Boğaziçi Eylemlerinin Gösterdiği
Gezi’nin Ece Ayhan’ın Mor Külhani şiirine göndermeyle yazılmış “Eylemimiz karadır abiler” sloganı, şimdi Boğaziçi mücadelesiyle, bilfiil başka bir seviyeye çıkartılıyor: “Devrimimiz günceldir abiler.” Aradan geçen 7,5 yılda neler görmedi ki bu ülke halkları. Sokaklarda infaz, iç savaş denemeleri, kitlesel bombalı katliamlar, sınırın hemen ötesinde savaşlar, üst üste sandık darbeleri, askeri darbeler, devlet krizleri, derinleşen rejim krizleri, faşizm denemeleri ve buna bağlı olarak devletin dönüşümü, neoliberal birikim rejiminin iflasları… Sosyal medya esprilerinden birini hatırlatmak gerekirse, atom bombası kaldı görmediğimiz.
Halk güçlerinin Gezi’den sonra yaşadıkları bütün bu deneyimler halkın özgürlük arayışının yürüyüşünü ivmelendiriyor.

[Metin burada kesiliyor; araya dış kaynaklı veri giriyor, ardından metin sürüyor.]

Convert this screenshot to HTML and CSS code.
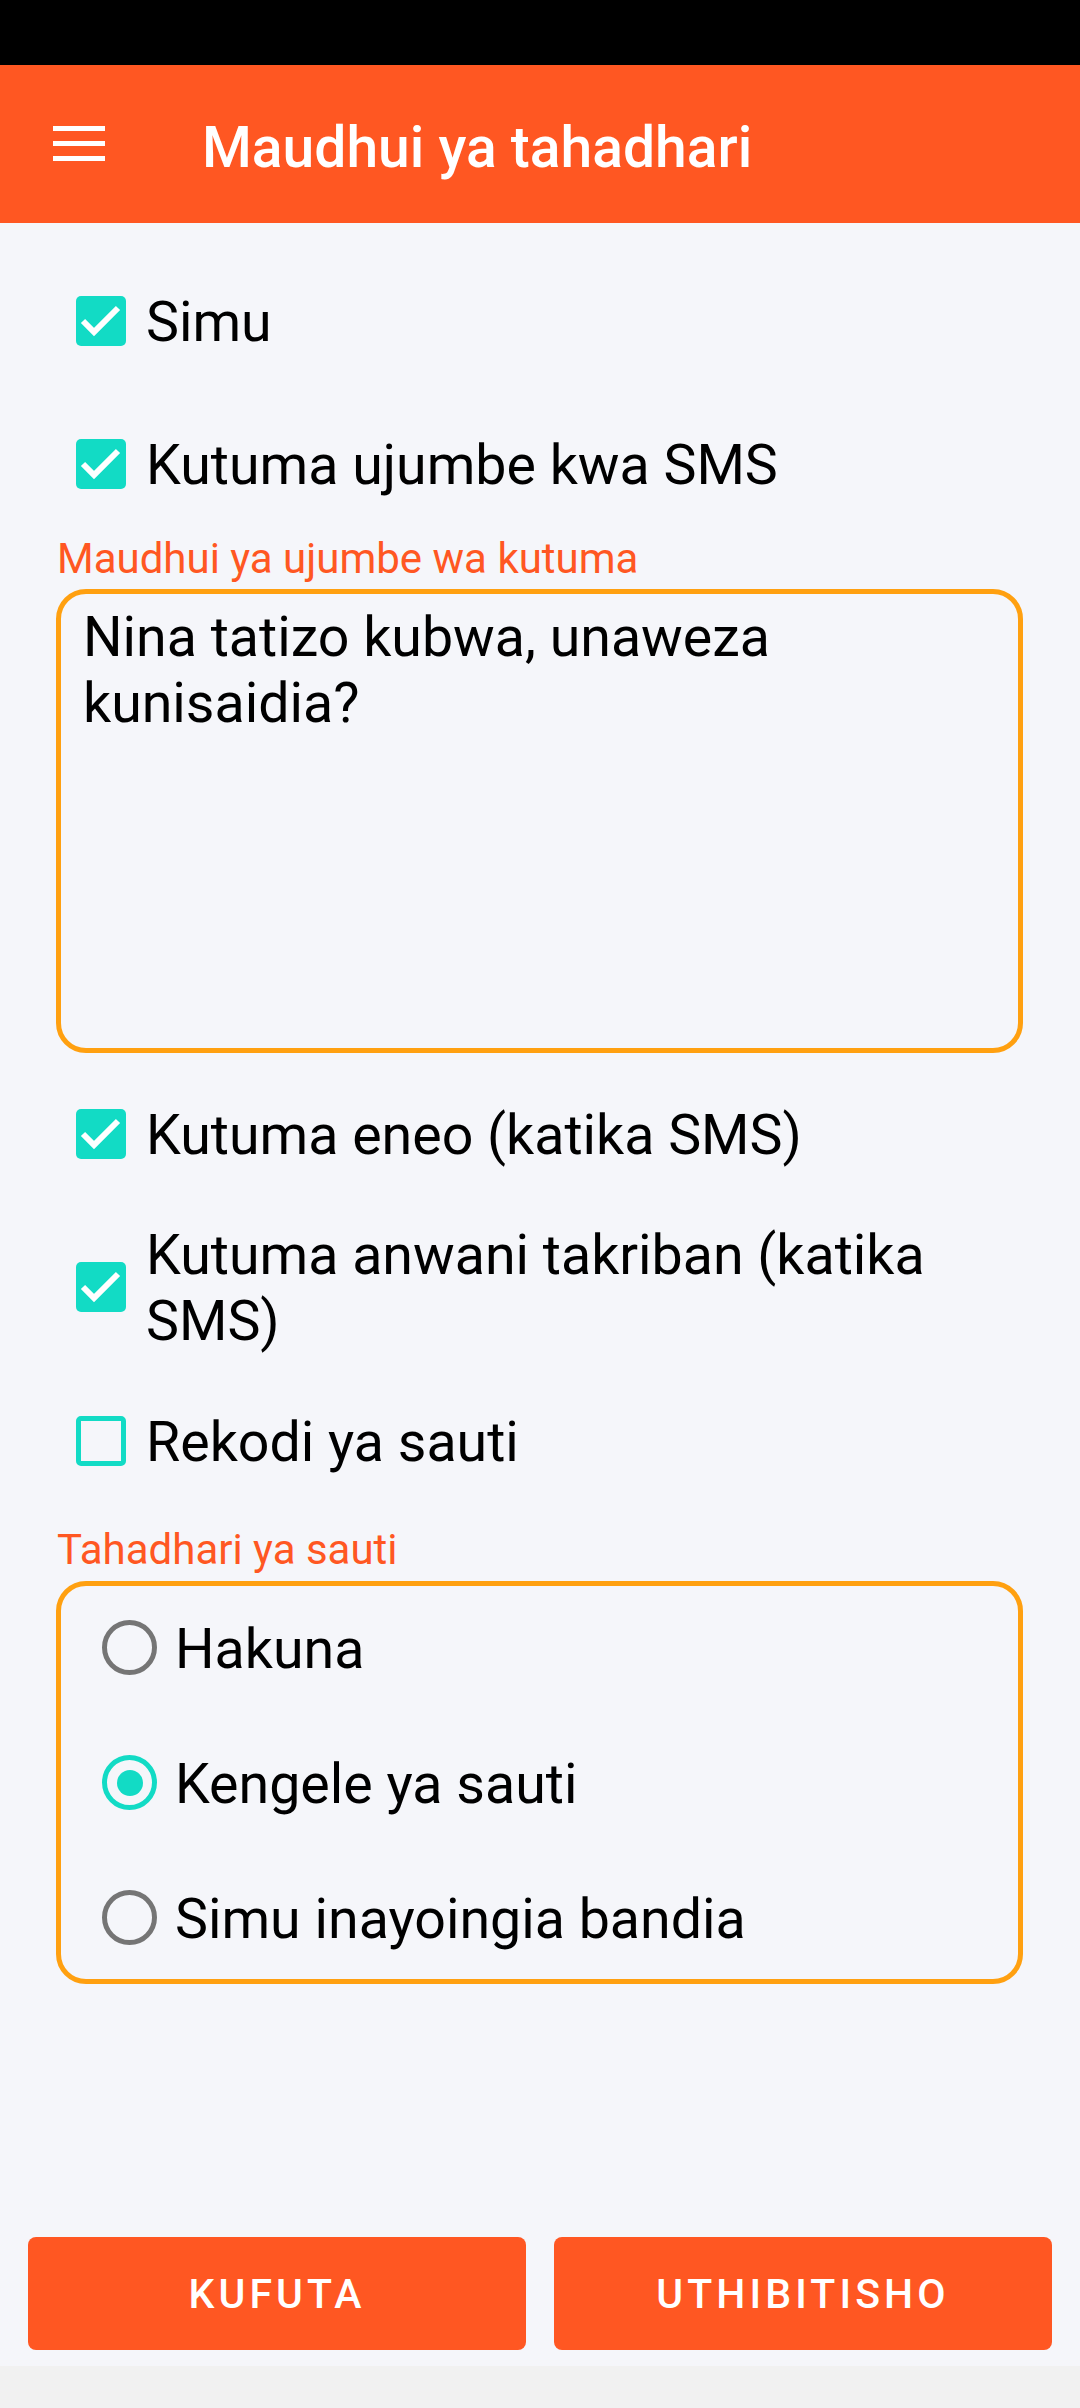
FILE: index.html
```html
<!DOCTYPE html>
<html lang="sw">
<head>
    <meta charset="UTF-8">
    <meta name="viewport" content="width=device-width, initial-scale=1.0">
    <title>Maudhui ya tahadhari</title>
    <link rel="stylesheet" href="styles.css">
</head>
<body>
    <div class="status-bar"></div>
    <header class="app-bar">
        <svg class="menu-icon" width="52" height="36" viewBox="0 0 52 36">
            <rect x="0" y="0" width="52" height="5" fill="#fff"/>
            <rect x="0" y="15" width="52" height="5" fill="#fff"/>
            <rect x="0" y="30" width="52" height="5" fill="#fff"/>
        </svg>
        <h1 class="app-title">Maudhui ya tahadhari</h1>
    </header>

    <main class="content">
        <label class="check-row">
            <span class="box checked">
                <svg width="50" height="50" viewBox="0 0 50 50"><polyline points="7,25 18,36 42,12" fill="none" stroke="#fff" stroke-width="6"/></svg>
            </span>
            <span class="check-text">Simu</span>
        </label>
        <label class="check-row">
            <span class="box checked">
                <svg width="50" height="50" viewBox="0 0 50 50"><polyline points="7,25 18,36 42,12" fill="none" stroke="#fff" stroke-width="6"/></svg>
            </span>
            <span class="check-text">Kutuma ujumbe kwa SMS</span>
        </label>

        <div class="field-label first">Maudhui ya ujumbe wa kutuma</div>
        <div class="message-box">Nina tatizo kubwa, unaweza kunisaidia?</div>

        <label class="check-row after-box">
            <span class="box checked">
                <svg width="50" height="50" viewBox="0 0 50 50"><polyline points="7,25 18,36 42,12" fill="none" stroke="#fff" stroke-width="6"/></svg>
            </span>
            <span class="check-text">Kutuma eneo (katika SMS)</span>
        </label>
        <label class="check-row">
            <span class="box checked">
                <svg width="50" height="50" viewBox="0 0 50 50"><polyline points="7,25 18,36 42,12" fill="none" stroke="#fff" stroke-width="6"/></svg>
            </span>
            <span class="check-text">Kutuma anwani takriban (katika SMS)</span>
        </label>
        <label class="check-row">
            <span class="box"></span>
            <span class="check-text">Rekodi ya sauti</span>
        </label>

        <div class="field-label second">Tahadhari ya sauti</div>
        <div class="radio-group">
            <div class="radio-row">
                <span class="radio"></span>
                <span class="radio-text">Hakuna</span>
            </div>
            <div class="radio-row">
                <span class="radio selected"></span>
                <span class="radio-text">Kengele ya sauti</span>
            </div>
            <div class="radio-row">
                <span class="radio"></span>
                <span class="radio-text">Simu inayoingia bandia</span>
            </div>
        </div>
    </main>

    <div class="actions">
        <button class="action-btn">KUFUTA</button>
        <button class="action-btn">UTHIBITISHO</button>
    </div>
    <div class="nav-bar"></div>
</body>
</html>
```

FILE: styles.css
```css
* {
    box-sizing: border-box;
}

body {
    margin: 0;
    padding: 0;
    height: 2408px;
    display: flex;
    flex-direction: column;
    font-family: Roboto, "Noto Sans", Arial, sans-serif;
    background-color: #f5f6fa;
    color: #000;
}

.status-bar {
    height: 65px;
    background-color: #000;
}

.app-bar {
    height: 158px;
    background-color: #ff5722;
    display: flex;
    align-items: center;
    padding-left: 53px;
}

.menu-icon {
    display: block;
}

.app-title {
    margin: 8px 0 0 97px;
    font-size: 57px;
    font-weight: 500;
    line-height: 66px;
    color: #fff;
}

.content {
    flex: 1;
    padding-top: 26px;
}

.check-row {
    display: flex;
    align-items: center;
    min-height: 143px;
    padding: 14px 40px 14px 76px;
}

.check-row.after-box {
    margin-top: 9px;
}

.box {
    flex-shrink: 0;
    width: 50px;
    height: 50px;
    border: 5px solid #12dbc5;
    border-radius: 5px;
    margin-right: 20px;
}

.box.checked {
    border: none;
    background-color: #12dbc5;
}

.box svg {
    display: block;
}

.check-text {
    padding-top: 4px;
    font-size: 55.5px;
    line-height: 66px;
}

.field-label {
    margin-left: 57px;
    font-size: 42px;
    line-height: 48px;
    color: #ff5722;
}

.field-label.first {
    margin-top: 0;
}

.field-label.second {
    margin-top: 14px;
}

.message-box {
    margin: 6px 57px 0 56px;
    height: 464px;
    border: 5px solid #ffa010;
    border-radius: 30px;
    padding: 11px 60px 0 22px;
    font-size: 55.5px;
    line-height: 66px;
}

.radio-group {
    margin: 7px 57px 0 56px;
    height: 403px;
    border: 5px solid #ffa010;
    border-radius: 30px;
    padding-left: 41px;
    display: flex;
    flex-direction: column;
    justify-content: center;
}

.radio-row {
    flex-shrink: 0;
    height: 135px;
    display: flex;
    align-items: center;
}

.radio {
    flex-shrink: 0;
    width: 55px;
    height: 55px;
    border: 5.5px solid #757575;
    border-radius: 50%;
    margin-right: 18px;
    display: flex;
    align-items: center;
    justify-content: center;
}

.radio.selected {
    border-color: #12dbc5;
}

.radio.selected::after {
    content: "";
    width: 26px;
    height: 26px;
    border-radius: 50%;
    background-color: #12dbc5;
}

.radio-text {
    padding-top: 4px;
    font-size: 55.5px;
    line-height: 66px;
}

.actions {
    display: flex;
    gap: 28px;
    padding: 0 28px 16px;
}

.action-btn {
    flex: 1;
    height: 113px;
    border: none;
    border-radius: 8px;
    background-color: #ff5722;
    color: #fff;
    font-family: Roboto, Arial, sans-serif;
    font-size: 41px;
    font-weight: 500;
    letter-spacing: 0.1em;
}

.nav-bar {
    height: 42px;
    background-color: #f1f1f1;
}
```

Deneyimlerden belki de şu anda en önemlisi, düzen partisinin ne olduğunun el yordamıyla keşfedilmesidir. İktidarıyla, muhalefetiyle düzen, eylemler patlak verdiğinden beri tek bir parti -düzen partisi- refleksi gösteriyor ve bir bütün olarak Boğaziçi eylemlerini ezmeye çalışıyor. AKP, MHP, Ağar/Soylu ittifakı onu şiddet yoluyla ezmeye çalışıyor, CHP şürekâsı ise “buyurun ezin” diyor. Düzen içi muhalefetin Gezi’de yer yer gölge ederek buranın ideolojik netleşmesini sakatlayan kimi müdahaleler -örneğin Koç Holding’in Gezi’ye destek verdiğine dair efsaneler, CHP’nin güya isyanı sahiplenici konumlanışı- bugün Boğaziçi eylemlerinde mahkûm ediliyor. CHP’nin sahte duruşu teşhir ediliyor, Saadet’in iktidarın yancılığına nasıl da soyunuverdiğini herkes görüyor, Deva Partisi’nin başlarda kayyım pastasında konumlanma girişimi püskürtülüyordu.
Boğaziçi eylemleri, akıbeti her ne olursa olsun, bu bakımdan iktidar bloğu için şimdiden korkulu bir rüya halini almıştır. Düzenin bir bütün olarak reddi hayaleti hem faşizmi kurumsallaştırmaya çalışan güçlerin hem de restorasyoncu güçlerin en büyük korkusu. Pelikancısından liberaline bu kadar gündem olmasının nedeni budur. Halen “kutuplaşma, sağduyu, popülist otoriter rejim” gibi liberal kavramlarla siyasal hegemonya üretmeye çalışan özellikle de Babacan ve İmamoğlu gibi restorasyoncu aktörlerin yükselmesinden cesaret alan yeni yetme figürlerin ağlamaları, sızlamaları boşuna değil. Boğaziçi eylemleri sadece faşist koalisyonun değil, restorasyoncu güçlerin de kurgularına çomak sokuyor.
Şüphesiz hareket şerbetli bir hareket değil ve eğer büyüyüp serpilirse ki geniş bir satha yayılma eğilimi gösteriyor, içerilme tehdidiyle karşı karşıya gelecek. Bu da bizim korkulu rüyamız olsun ki doğru konumlanma fırsatını kaçırmayalım. Bu demokratik tepkinin sokaklarda yaptığını siyaseten savunacak ve restorasyoncu belirlenmelere karşı uyanık olacak olan bağımsız, demokratik, halkçı bir siyasal iradeye ihtiyaç vardır.
Devam etmemiz gerekirse, Gezi’den bu yana devletin kitleler üzerindeki hegemonyası azalmıştır. Bir süredir koronavirüs salgınıyla birlikte onun sınıfsal niteliği kitlelerce ayan beyan görülmüştür. Bütün bunları halk güçleri 7,5 yıla yayılan o olağanüstü dönemde öğrendi. Öğrenmeye devam ediyor.
Boğaziçi eylemleri bugün yarın sonlanabilir ya da büyük bir devrimci sıçramaya evrilebilir veyahut bir isyan olarak kalabilir. Bu mühim değil, mühim olan şey, devrimimizin bize halen işaret etmesi, buradayım demesidir. “Bakın, ben buradayım” diyor.